Duz tha speak Yorkshire

A Yorkshire man takes his cat to the vet. Yorkshireman: "Ayup, lad, I need to talk to thee about me cat."
Vet: "Is it a tom?"
Yorkshireman: "Nay, I've browt it with us."

A Yorkshireman's dog dies and as it was a favourite pet he decides to have a gold statue made by a jeweller to remember it by.
"Can tha mek us a gold statue of yon dog?"
Jeweller: "Do you want it 18 carat?"
Yorkshireman: "No, I want it chewin' a bone, yer daft bugger!"

Bloke from Barnsley, with piles, asks chemist,
"Nah then, lad, does tha sell arse cream?"
Chemist replies, "Aye, Magnum or Cornetto?"

Police have just released details of a new drug craze prevalent in Yorkshire nightclubs. Apparently, Yorkshire clubgoers have started injecting Ecstasy just above their front teeth. Police say the dangerous practice is called "E by gum".

 
re: a monday pick me up contains adult humour

Paddy decides to go rabbit hunting, but when he gets to his favorite field he sees the village priest is already there.

Paddy watches with fascination as the priest holds his finger over a rabbit hole and immediately a rabbit pops out. The priest grabs it and puts it into a sack.

He repeats this unusual but very successful technique until his sack is full of rabbits.

Paddy stops the priest and asks him how he does it.

Easy, says the priest. Put your finger on your wife's privates and then hold it over a rabbit hole. They can't resist the smell, so when they come out grab them."

Paddy rushes home to find Maureen bent over scrubbing the floor.

He lifts up her skirt and applies his finger as directed. Without looking up, Maureen giggles, "Holy Moses, Father!
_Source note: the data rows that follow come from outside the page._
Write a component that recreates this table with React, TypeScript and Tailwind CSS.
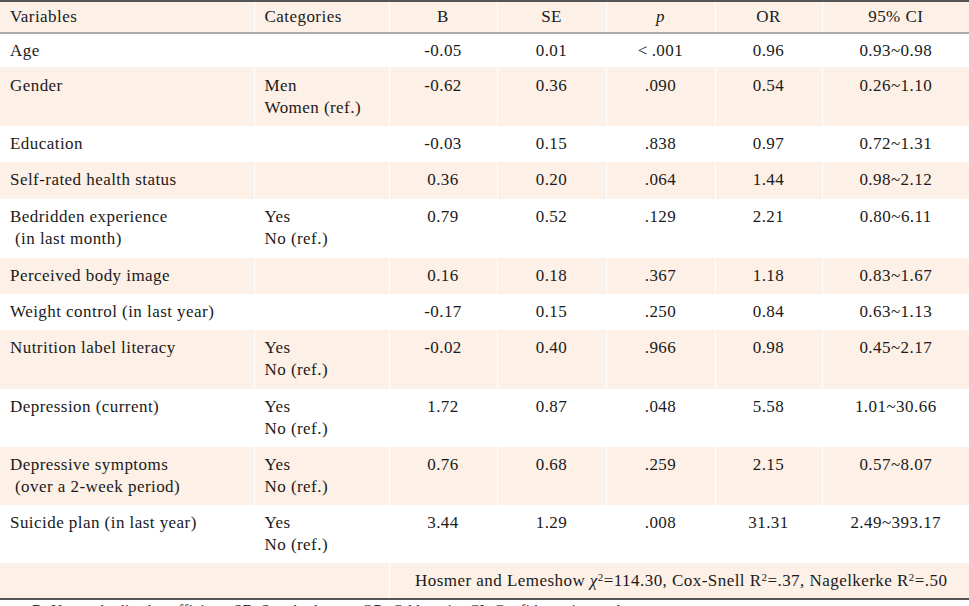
import React from "react";

type Row = {
  v: React.ReactNode;
  c?: string[];
  b: string;
  se: string;
  p: string;
  or: string;
  ci: string;
  h: number;
  pt: number;
};

const rows: Row[] = [
  { v: "Age", b: "-0.05", se: "0.01", p: "<\u2009.001", or: "0.96", ci: "0.93~0.98", h: 34, pt: 6 },
  { v: "Gender", c: ["Men", "Women (ref.)"], b: "-0.62", se: "0.36", p: ".090", or: "0.54", ci: "0.26~1.10", h: 59, pt: 8 },
  { v: "Education", b: "-0.03", se: "0.15", p: ".838", or: "0.97", ci: "0.72~1.31", h: 36, pt: 7 },
  { v: "Self-rated health status", b: "0.36", se: "0.20", p: ".064", or: "1.44", ci: "0.98~2.12", h: 37, pt: 7 },
  {
    v: (
      <>
        <div>Bedridden experience</div>
        <div className="pl-[5px]">(in last month)</div>
      </>
    ),
    c: ["Yes", "No (ref.)"],
    b: "0.79",
    se: "0.52",
    p: ".129",
    or: "2.21",
    ci: "0.80~6.11",
    h: 59,
    pt: 7,
  },
  { v: "Perceived body image", b: "0.16", se: "0.18", p: ".367", or: "1.18", ci: "0.83~1.67", h: 36, pt: 7 },
  { v: "Weight control (in last year)", b: "-0.17", se: "0.15", p: ".250", or: "0.84", ci: "0.63~1.13", h: 36, pt: 7 },
  { v: "Nutrition label literacy", c: ["Yes", "No (ref.)"], b: "-0.02", se: "0.40", p: ".966", or: "0.98", ci: "0.45~2.17", h: 59, pt: 7 },
  { v: "Depression (current)", c: ["Yes", "No (ref.)"], b: "1.72", se: "0.87", p: ".048", or: "5.58", ci: "1.01~30.66", h: 58, pt: 7 },
  {
    v: (
      <>
        <div>Depressive symptoms</div>
        <div className="pl-[5px]">(over a 2-week period)</div>
      </>
    ),
    c: ["Yes", "No (ref.)"],
    b: "0.76",
    se: "0.68",
    p: ".259",
    or: "2.15",
    ci: "0.57~8.07",
    h: 58,
    pt: 7,
  },
  { v: "Suicide plan (in last year)", c: ["Yes", "No (ref.)"], b: "3.44", se: "1.29", p: ".008", or: "31.31", ci: "2.49~393.17", h: 58, pt: 7 },
];

export default function App() {
  return (
    <div className="w-[969px] h-[606px] overflow-hidden bg-white text-[#1a1a1a] text-[17px] leading-[22px] tracking-[0.45px] font-['Liberation_Serif','Times_New_Roman',serif]">
      <table className="w-[969px] table-fixed border-collapse border-t-2 border-t-[#555] border-b-2 border-b-[#555]">
        <colgroup>
          <col className="w-[254px]" />
          <col className="w-[135px]" />
          <col className="w-[108px]" />
          <col className="w-[109px]" />
          <col className="w-[109px]" />
          <col className="w-[107px]" />
          <col className="w-[147px]" />
        </colgroup>
        <thead>
          <tr className="h-[32px] bg-[#fdf0e6] border-b-2 border-b-[#aaa]">
            <th className="font-normal text-left pl-[10px] pt-[4px] align-top border-r border-r-white">Variables</th>
            <th className="font-normal text-left pl-[10px] pt-[4px] align-top border-r border-r-white">Categories</th>
            <th className="font-normal text-center pt-[4px] align-top border-r border-r-white">B</th>
            <th className="font-normal text-center pt-[4px] align-top border-r border-r-white">SE</th>
            <th className="font-normal text-center pt-[4px] align-top border-r border-r-white italic">p</th>
            <th className="font-normal text-center pt-[4px] align-top border-r border-r-white">OR</th>
            <th className="font-normal text-center pt-[4px] align-top">95% CI</th>
          </tr>
        </thead>
        <tbody>
          {rows.map((r, i) => (
            <tr
              key={i}
              className={i % 2 === 1 ? "bg-[#fdf0e6]" : "bg-white"}
              style={{ height: r.h }}
            >
              <td className="align-top pl-[10px] border-r border-r-white" style={{ paddingTop: r.pt }}>
                {r.v}
              </td>
              <td className="align-top pl-[10px] border-r border-r-white" style={{ paddingTop: r.pt }}>
                {r.c ? r.c.map((x) => <div key={x}>{x}</div>) : null}
              </td>
              <td className="align-top text-center border-r border-r-white" style={{ paddingTop: r.pt }}>
                {r.b}
              </td>
              <td className="align-top text-center border-r border-r-white" style={{ paddingTop: r.pt }}>
                {r.se}
              </td>
              <td className="align-top text-center border-r border-r-white" style={{ paddingTop: r.pt }}>
                {r.p}
              </td>
              <td className="align-top text-center border-r border-r-white" style={{ paddingTop: r.pt }}>
                {r.or}
              </td>
              <td className="align-top text-center" style={{ paddingTop: r.pt }}>
                {r.ci}
              </td>
            </tr>
          ))}
          <tr className="h-[36px] bg-[#fdf0e6]">
            <td colSpan={2} className="border-r border-r-white" />
            <td colSpan={5} className="align-top text-center pt-[7px] pl-[4px]">
              Hosmer and Lemeshow <i>χ</i>
              <sup className="text-[11px]">2</sup>=114.30, Cox-Snell R<sup className="text-[11px]">2</sup>=.37, Nagelkerke R
              <sup className="text-[11px]">2</sup>=.50
            </td>
          </tr>
        </tbody>
      </table>
      <div className="pl-[32px] leading-[16px] text-[15px] mt-[2px]">
        B=Unstandardized coefficient; SE=Standard error; OR=Odds ratio; CI=Confidence interval.
      </div>
    </div>
  );
}
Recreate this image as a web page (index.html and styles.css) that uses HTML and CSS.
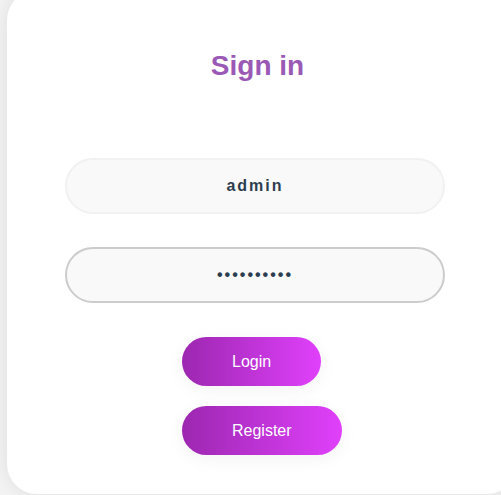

Rabbit hunting again?"
 
re: a monday pick me up contains adult humour

Go and have a look at the size of the number 2 I've just done in the bathroom!" I said to my wife.

"No thanks," she replied.

"Please, just one quick look," I said, "You won't believe it."

She pinched her nose, ran in, looked down the toilet, then ran out and said, "There's nothing down there, you must've flushed it."

I said, "It's on the scales."
 
re: a monday pick me up contains adult humour

Firemen have just rescued an Irish man (not croppie)with his ***** stuck in a condom machine. They asked him what happened. He said the sign says insert £2 & push nob in...?
 
re: a monday pick me up contains adult humour

F.A.S.T


Face - has it fallen on one side?


Arms - can they raise both arms and keep them there?

Speech - is their speech slurred?

If so......

Time - to get her knickers off - the vodka's kicked in !!
 
re: a monday pick me up contains adult humour

Last night on the way home from the pub, it was a magic carpet, This morning, its just a doormat i nicked.
23ljc7d.gif
 
re: a monday pick me up contains adult humour

I was playing Football Manager on my PC when I was offered the Scotland job.


I knew it was a terrible squad with no future, so I declined the offer.


I then put the phone down and got back to Football Manager.
 
re: a monday pick me up contains adult humour

.........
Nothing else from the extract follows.